Dans cette salle, nous avons assisté à tant de chorégraphies magnifiques entre la sécurité et les stars, les VIPs et mes collègues journalistes. Il y avait un espace libre à l’avant, sans mobilier, un carré de moquette usée qui était notre empire, la fosse pour les photographes, sous la ligne de mire des caméras de télévision qui bordaient le fond et les côtés de la salle dans les grandes occasions. Entre ces espaces, prenaient place les correspondants et correspondantes, du Mexique au Sénégal en passant par la Chine, l’Inde, le Japon et toute l’Europe représentants de grandes agences, de titres prestigieux ou de journaux obscurs.
Nous savons que quand les travaux seront terminés, cette salle ne sera plus celle des points de presse – les planificateurs en ont décidé autrement – mais nous ne savons pas où elle sera. Une rumeur dit que ce serait l’ancien cinéma au sous-sol.
Un ancien cinéma? Apparemment, il a été caché pendant des années sous un hall en marbre, l’escalier d’accès bloqué par une cabine photo, et on y a entassé des chaises de différentes couleurs et de différentes époques.
Tout cela va partir, avec les boîtes de film encore stockées dans une arrière-salle. Il y a une sorte de tristesse dans tout cela. Nous savons aussi que l’Office de poste des Nations unies ne reviendra pas. Il était géré par La Poste suisse, mais ne vendait que des timbres de l’ONU, pour des envois à déposer dans la boîte unique , qui bien sûr n’acceptait pas les timbres suisses. Cela me manque déjà.

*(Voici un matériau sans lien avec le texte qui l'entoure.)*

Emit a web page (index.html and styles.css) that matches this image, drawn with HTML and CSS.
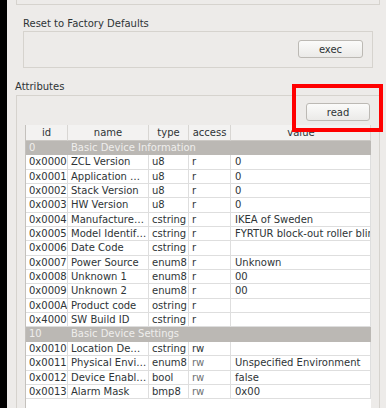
FILE: index.html
```html
<!DOCTYPE html>
<html>
<head>
<meta charset="utf-8">
<link rel="stylesheet" href="styles.css">
</head>
<body>
<div class="app">
  <div class="edge"></div>
  <div class="content">
    <div class="top-frame"></div>
    <section class="reset">
      <div class="group-label reset-label">Reset to Factory Defaults</div>
      <div class="frame reset-frame"><button class="btn">exec</button></div>
    </section>
    <section class="attrs">
      <div class="group-label attrs-label">Attributes</div>
      <div class="frame attrs-frame">
        <div class="toolbar"><button class="btn read-btn">read</button></div>
        <div class="table">
          <div class="row head"><div class="c">id</div><div class="c">name</div><div class="c">type</div><div class="c">access</div><div class="c">value</div></div>
          <div class="row grp"><div class="c">0</div><div class="c span">Basic Device Information</div></div>
          <div class="row"><div class="c">0x0000</div><div class="c">ZCL Version</div><div class="c">u8</div><div class="c">r</div><div class="c">0</div></div>
          <div class="row"><div class="c">0x0001</div><div class="c">Application …</div><div class="c">u8</div><div class="c">r</div><div class="c">0</div></div>
          <div class="row"><div class="c">0x0002</div><div class="c">Stack Version</div><div class="c">u8</div><div class="c">r</div><div class="c">0</div></div>
          <div class="row"><div class="c">0x0003</div><div class="c">HW Version</div><div class="c">u8</div><div class="c">r</div><div class="c">0</div></div>
          <div class="row"><div class="c">0x0004</div><div class="c">Manufacture…</div><div class="c">cstring</div><div class="c">r</div><div class="c">IKEA of Sweden</div></div>
          <div class="row"><div class="c">0x0005</div><div class="c">Model Identif…</div><div class="c">cstring</div><div class="c">r</div><div class="c">FYRTUR block-out roller blind</div></div>
          <div class="row"><div class="c">0x0006</div><div class="c">Date Code</div><div class="c">cstring</div><div class="c">r</div><div class="c"></div></div>
          <div class="row"><div class="c">0x0007</div><div class="c">Power Source</div><div class="c">enum8</div><div class="c">r</div><div class="c">Unknown</div></div>
          <div class="row"><div class="c">0x0008</div><div class="c">Unknown 1</div><div class="c">enum8</div><div class="c">r</div><div class="c">00</div></div>
          <div class="row"><div class="c">0x0009</div><div class="c">Unknown 2</div><div class="c">enum8</div><div class="c">r</div><div class="c">00</div></div>
          <div class="row"><div class="c">0x000A</div><div class="c">Product code</div><div class="c">ostring</div><div class="c">r</div><div class="c"></div></div>
          <div class="row"><div class="c">0x4000</div><div class="c">SW Build ID</div><div class="c">cstring</div><div class="c">r</div><div class="c"></div></div>
          <div class="row grp"><div class="c">10</div><div class="c span">Basic Device Settings</div></div>
          <div class="row"><div class="c">0x0010</div><div class="c">Location De…</div><div class="c">cstring</div><div class="c">rw</div><div class="c"></div></div>
          <div class="row"><div class="c">0x0011</div><div class="c">Physical Envi…</div><div class="c">enum8</div><div class="c dim">rw</div><div class="c">Unspecified Environment</div></div>
          <div class="row"><div class="c">0x0012</div><div class="c">Device Enabl…</div><div class="c">bool</div><div class="c dim">rw</div><div class="c">false</div></div>
          <div class="row"><div class="c">0x0013</div><div class="c">Alarm Mask</div><div class="c">bmp8</div><div class="c dim">rw</div><div class="c">0x00</div></div>
        </div>
      </div>
    </section>
  </div>
  <div class="highlight"></div>
</div>
</body>
</html>
```
FILE: styles.css
```css
html, body {
  margin: 0;
  padding: 0;
}
body {
  background: #edebe9;
  font-family: "DejaVu Sans", sans-serif;
  font-size: 10px;
  color: #2e3436;
}
.app {
  display: flex;
  height: 408px;
  overflow: hidden;
  position: relative;
}
.edge {
  flex: none;
  width: 7px;
  background: #000;
}
.content {
  flex: 1;
  min-width: 0;
}
.top-frame {
  margin-left: 9px;
  width: 364px;
  height: 5px;
  box-sizing: border-box;
  border: 1px solid #d6d3ce;
  border-top: none;
}
.group-label {
  line-height: 12px;
  white-space: nowrap;
}
.reset {
  margin-left: 16px;
}
.reset-label {
  margin-top: 13px;
  margin-bottom: 1px;
}
.frame {
  box-sizing: border-box;
  border: 1px solid #d6d3ce;
}
.reset-frame {
  width: 350px;
  height: 37px;
  display: flex;
  justify-content: flex-end;
  align-items: flex-start;
  padding: 8px 9px 0 0;
}
.btn {
  width: 65px;
  height: 18px;
  padding: 0;
  font: inherit;
  color: #2e3436;
  background: linear-gradient(#fbfbfa, #ebeae8);
  border: 1px solid #bcb9b4;
  border-radius: 3px;
  box-sizing: border-box;
}
.attrs {
  margin-left: 8px;
}
.attrs-label {
  margin-top: 13px;
  margin-bottom: 2px;
}
.attrs-frame {
  margin-left: 1px;
  width: 364px;
  height: 330px;
  padding: 7px 8px 0 8px;
  border-bottom: none;
}
.toolbar {
  display: flex;
  justify-content: flex-end;
  margin-bottom: 4px;
}
.read-btn {
  width: 64px;
  margin-right: 1px;
}
.table {
  border-left: 1px solid #c4c1bd;
  background: #fff;
  height: 300px;
}
.row {
  display: grid;
  grid-template-columns: 42px 81px 40px 42px 140px;
  height: 14.35px;
}
.c {
  box-sizing: border-box;
  padding: 0 3px;
  white-space: nowrap;
  overflow: hidden;
  line-height: 13.35px;
  border-right: 1px solid #dedede;
  border-bottom: 1px solid #dedede;
}
.row .c:nth-child(5) {
  padding-left: 4px;
}
.head {
  height: 16px;
  background: #f3f2f1;
}
.head .c {
  text-align: center;
  line-height: 15px;
  border-right-color: #d8d6d3;
  border-bottom-color: #cbc8c4;
}
.grp {
  background: #bbb8b4;
  color: #efeeec;
}
.grp .c {
  border: none;
}
.grp .span {
  grid-column: 2 / -1;
}
.dim {
  color: #6e7173;
}
.highlight {
  position: absolute;
  left: 292px;
  top: 84px;
  width: 91px;
  height: 48px;
  box-sizing: border-box;
  border: 4px solid #f00;
}
```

Il n’y a aucun doute sur la nécessité de ces rénovations, mais il y a évidemment des questions sur la manière dont elles sont faites et sur la direction que va prendre l’ensemble dans le futur. J’admets que ces questions sont un peu au-dessus de ma compétence. Ce que je sais, c’est que j’ai gardé mon petit bureau presque une année plus longtemps que ce qui était initialement prévu, même si les derniers jours je pouvais de plus en plus difficilement y accéder, en cambant des barrières. Et puis, il y a eu ce jour où même en faisant équipe avec un agent de sécurité aussi perdu que moi, il a fallu 20 minutes pour trouver un moyen d’y accéder.

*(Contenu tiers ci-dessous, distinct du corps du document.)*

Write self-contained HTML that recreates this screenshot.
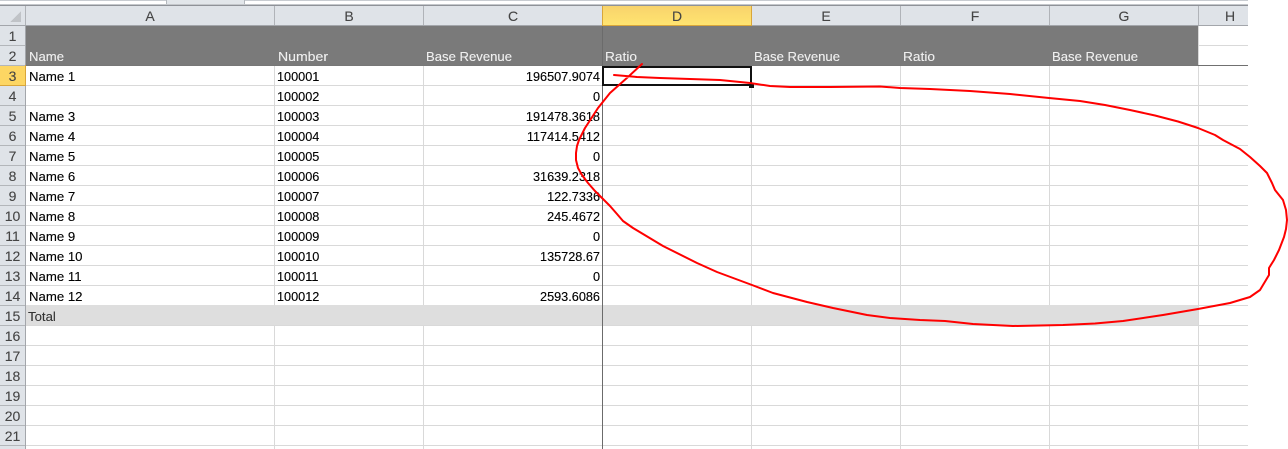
<!DOCTYPE html>
<html><head><meta charset="utf-8"><style>
html,body{margin:0;padding:0;background:#fff;width:1288px;height:449px;overflow:hidden}
svg{display:block}
text{font-family:"Liberation Sans",sans-serif;font-size:13.2px}
.h{fill:#f0f0f0;stroke:#f0f0f0;stroke-width:.12}
.c{fill:#000;stroke:#000;stroke-width:.12}
.d{font-size:12.7px}
.r{fill:#444;stroke:#444;stroke-width:.1;text-anchor:middle;font-size:14px}
.n{text-anchor:end}
</style></head><body>
<svg width="1288" height="449" viewBox="0 0 1288 449" xmlns="http://www.w3.org/2000/svg">
<defs>
<linearGradient id="hd" x1="0" y1="0" x2="0" y2="1"><stop offset="0" stop-color="#f8d36c"/><stop offset="1" stop-color="#ffe470"/></linearGradient>
</defs>
<g shape-rendering="crispEdges">
<!-- top strip -->
<rect x="0" y="0" width="1248" height="1" fill="#c8ccd1"/>
<rect x="166" y="0" width="78" height="4" fill="#e2e6ea"/>
<rect x="166" y="0" width="1" height="4" fill="#b4b8bd"/>
<rect x="244" y="0" width="1" height="4" fill="#b4b8bd"/>
<rect x="0" y="4" width="1248" height="1" fill="#c4c7cb"/>
<rect x="0" y="5" width="1248" height="1" fill="#8f9298"/>
<!-- column header -->
<rect x="0" y="6" width="1248" height="19" fill="#dfe3e8"/>
<rect x="0" y="25" width="1248" height="1" fill="#a3a6ab"/>
<rect x="603" y="6" width="148" height="19" fill="url(#hd)"/>
<rect x="602" y="25" width="150" height="1" fill="#d9a63a"/>
<rect x="602" y="6" width="1" height="19" fill="#d9a63a"/>
<rect x="751" y="6" width="1" height="19" fill="#d9a63a"/>
<rect x="274" y="6" width="1" height="19" fill="#b0b3b8"/>
<rect x="423" y="6" width="1" height="19" fill="#b0b3b8"/>
<rect x="900" y="6" width="1" height="19" fill="#b0b3b8"/>
<rect x="1049" y="6" width="1" height="19" fill="#b0b3b8"/>
<rect x="1198" y="6" width="1" height="19" fill="#b0b3b8"/>
<rect x="25" y="6" width="1" height="19" fill="#b0b3b8"/>
<polygon points="10,22 21,22 21,11" fill="#c0c3c7"/>
<!-- row header -->
<rect x="0" y="26" width="25" height="423" fill="#dfe3e8"/>
<rect x="25" y="26" width="1" height="423" fill="#a3a6ab"/>
<rect x="0" y="66" width="25" height="19" fill="#fdd663"/>
<rect x="25" y="65" width="1" height="21" fill="#d9a63a"/>
<rect x="0" y="85" width="26" height="1" fill="#d9a63a"/>
<g fill="#b3b6ba">
<rect x="0" y="45" width="25" height="1"/><rect x="0" y="65" width="25" height="1"/>
<rect x="0" y="105" width="25" height="1"/><rect x="0" y="125" width="25" height="1"/>
<rect x="0" y="145" width="25" height="1"/><rect x="0" y="165" width="25" height="1"/>
<rect x="0" y="185" width="25" height="1"/><rect x="0" y="205" width="25" height="1"/>
<rect x="0" y="225" width="25" height="1"/><rect x="0" y="245" width="25" height="1"/>
<rect x="0" y="265" width="25" height="1"/><rect x="0" y="285" width="25" height="1"/>
<rect x="0" y="305" width="25" height="1"/><rect x="0" y="325" width="25" height="1"/>
<rect x="0" y="345" width="25" height="1"/><rect x="0" y="365" width="25" height="1"/>
<rect x="0" y="385" width="25" height="1"/><rect x="0" y="405" width="25" height="1"/>
<rect x="0" y="425" width="25" height="1"/><rect x="0" y="445" width="25" height="1"/>
</g>
<!-- gridlines -->
<g fill="#d9d9d9">
<rect x="1198" y="45" width="50" height="1"/>
<rect x="26" y="85" width="1222" height="1"/><rect x="26" y="105" width="1222" height="1"/>
<rect x="26" y="125" width="1222" height="1"/><rect x="26" y="145" width="1222" height="1"/>
<rect x="26" y="165" width="1222" height="1"/><rect x="26" y="185" width="1222" height="1"/>
<rect x="26" y="205" width="1222" height="1"/><rect x="26" y="225" width="1222" height="1"/>
<rect x="26" y="245" width="1222" height="1"/><rect x="26" y="265" width="1222" height="1"/>
<rect x="26" y="285" width="1222" height="1"/><rect x="26" y="305" width="1222" height="1"/>
<rect x="26" y="325" width="1222" height="1"/><rect x="26" y="345" width="1222" height="1"/>
<rect x="26" y="365" width="1222" height="1"/><rect x="26" y="385" width="1222" height="1"/>
<rect x="26" y="405" width="1222" height="1"/><rect x="26" y="425" width="1222" height="1"/>
<rect x="26" y="445" width="1222" height="1"/>
<rect x="274" y="66" width="1" height="383"/><rect x="423" y="66" width="1" height="383"/>
<rect x="751" y="66" width="1" height="383"/><rect x="900" y="66" width="1" height="383"/>
<rect x="1049" y="66" width="1" height="383"/><rect x="1198" y="26" width="1" height="423"/>
</g>
<!-- bands -->
<rect x="26" y="26" width="1172" height="39" fill="#7a7a7a"/>
<rect x="1198" y="65" width="50" height="1" fill="#707070"/>
<rect x="26" y="65" width="1172" height="1" fill="#777"/>
<rect x="26" y="305" width="1172" height="20" fill="#dedede"/>
<rect x="602" y="26" width="1" height="423" fill="#6b6b6b"/>
<!-- selection -->
<rect x="602" y="66" width="150" height="2" fill="#111"/>
<rect x="602" y="84" width="150" height="2" fill="#111"/>
<rect x="602" y="66" width="2" height="20" fill="#111"/>
<rect x="750" y="66" width="2" height="20" fill="#111"/>
<rect x="749" y="84" width="5" height="4" fill="#111"/>
</g>
<!-- column letters -->
<text class="r" x="150" y="21">A</text><text class="r" x="349" y="21">B</text><text class="r" x="513" y="21">C</text>
<text class="r" x="677" y="21">D</text><text class="r" x="826" y="21">E</text><text class="r" x="975" y="21">F</text>
<text class="r" x="1124" y="21">G</text><text class="r" x="1230" y="21">H</text>
<!-- row numbers -->
<text class="r" x="12.5" y="41">1</text><text class="r" x="12.5" y="61">2</text><text class="r" x="12.5" y="81">3</text>
<text class="r" x="12.5" y="101">4</text><text class="r" x="12.5" y="121">5</text><text class="r" x="12.5" y="141">6</text>
<text class="r" x="12.5" y="161">7</text><text class="r" x="12.5" y="181">8</text><text class="r" x="12.5" y="201">9</text>
<text class="r" x="12.5" y="221">10</text><text class="r" x="12.5" y="241">11</text><text class="r" x="12.5" y="261">12</text>
<text class="r" x="12.5" y="281">13</text><text class="r" x="12.5" y="301">14</text><text class="r" x="12.5" y="321">15</text>
<text class="r" x="12.5" y="341">16</text><text class="r" x="12.5" y="361">17</text><text class="r" x="12.5" y="381">18</text>
<text class="r" x="12.5" y="401">19</text><text class="r" x="12.5" y="421">20</text><text class="r" x="12.5" y="441">21</text>
<!-- header labels -->
<text class="h" x="29" y="61" textLength="35" lengthAdjust="spacingAndGlyphs">Name</text>
<text class="h" x="278" y="61" textLength="50" lengthAdjust="spacingAndGlyphs">Number</text>
<text class="h" x="426" y="61" textLength="86" lengthAdjust="spacingAndGlyphs">Base Revenue</text>
<text class="h" x="605" y="61" textLength="32" lengthAdjust="spacingAndGlyphs">Ratio</text>
<text class="h" x="754" y="61" textLength="86" lengthAdjust="spacingAndGlyphs">Base Revenue</text>
<text class="h" x="903" y="61" textLength="32" lengthAdjust="spacingAndGlyphs">Ratio</text>
<text class="h" x="1052" y="61" textLength="86" lengthAdjust="spacingAndGlyphs">Base Revenue</text>
<!-- names -->
<text class="c" x="29" y="81">Name 1</text><text class="c" x="29" y="121">Name 3</text><text class="c" x="29" y="141">Name 4</text>
<text class="c" x="29" y="161">Name 5</text><text class="c" x="29" y="181">Name 6</text><text class="c" x="29" y="201">Name 7</text>
<text class="c" x="29" y="221">Name 8</text><text class="c" x="29" y="241">Name 9</text><text class="c" x="29" y="261">Name 10</text>
<text class="c" x="29" y="281">Name 11</text><text class="c" x="29" y="301">Name 12</text>
<text x="28" y="321" fill="#333" stroke="#333" stroke-width=".1">Total</text>
<!-- numbers -->
<text class="c d" x="277" y="81">100001</text><text class="c d" x="277" y="101">100002</text><text class="c d" x="277" y="121">100003</text>
<text class="c d" x="277" y="141">100004</text><text class="c d" x="277" y="161">100005</text><text class="c d" x="277" y="181">100006</text>
<text class="c d" x="277" y="201">100007</text><text class="c d" x="277" y="221">100008</text><text class="c d" x="277" y="241">100009</text>
<text class="c d" x="277" y="261">100010</text><text class="c d" x="277" y="281">100011</text><text class="c d" x="277" y="301">100012</text>
<!-- revenue -->
<text class="c d n" x="600" y="81">196507.9074</text><text class="c d n" x="600" y="101">0</text><text class="c d n" x="600" y="121">191478.3618</text>
<text class="c d n" x="600" y="141">117414.5412</text><text class="c d n" x="600" y="161">0</text><text class="c d n" x="600" y="181">31639.2318</text>
<text class="c d n" x="600" y="201">122.7336</text><text class="c d n" x="600" y="221">245.4672</text><text class="c d n" x="600" y="241">0</text>
<text class="c d n" x="600" y="261">135728.67</text><text class="c d n" x="600" y="281">0</text><text class="c d n" x="600" y="301">2593.6086</text>
<!-- red annotation -->
<path fill="none" stroke="#f00" stroke-width="2" stroke-linejoin="round" stroke-linecap="round" d="M614 75 L637 77 L660 78 L690 79 L720 80 L750 83 L770 86 L790 87 L830 87 L880 86.5 L900 88 L930 89 L970 91 L1010 94 L1049 98 L1080 101 L1105 105 L1130 110 L1155 115.5 L1178 121.5 L1198 128 L1215 135 L1223 140 L1240 149 L1250 157 L1260 166 L1267 173 L1272 183 L1275 190 L1283 200 L1286 210 L1287 220 L1286 229 L1284 237 L1279 250 L1274 260 L1269 268 L1269 275 L1260 290 L1250 297 L1230 303 L1198 309 L1163 315 L1123 321 L1095 323.5 L1063 325 L1013 326 L973 324 L945 321 L920 320 L890 318 L867 315 L833 308 L807 302 L773 293 L752 285 L717 272 L697 263 L663 246 L633 228 L623 221 L617 214 L610 206 L603 199 L595 191 L588 183 L582 175 L578 168 L576 160 L576 153 L577 146 L579 140 L585 128 L598 108 L610 93 L628 77 L642 64"/>
</svg>
</body></html>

C’est peut-être là une métaphore de la dislocation programmée à laquelle tout le personnel du bâtiment sera confronté, puisque l’on va vers les bureaux partagés et les espaces ouverts pour accueillir les 700 personnes supplémentaires qui vont arriver d’autres bâtiments dans la ville. Le syndicat du personnel, qui par un heureux hasard des anciens aménagements avait ses bureaux tout près du mien, n’a pas été enchanté du tout de la nouvelle. Mais je suis sûr qu’avec le temps, la nature humaine prendra le dessus.
Une chose est sûre: comme l’indique un récent audit de l’ONU, nous pouvons nous attendre à des dépassements de coûts de près de 35 millions de francs et les délais ne seront pas tenus. Et nous ne sommes qu’à mi-chemin des travaux, ce qui d’une certaine manière rend l’entreprise assez humaine en fin de compte.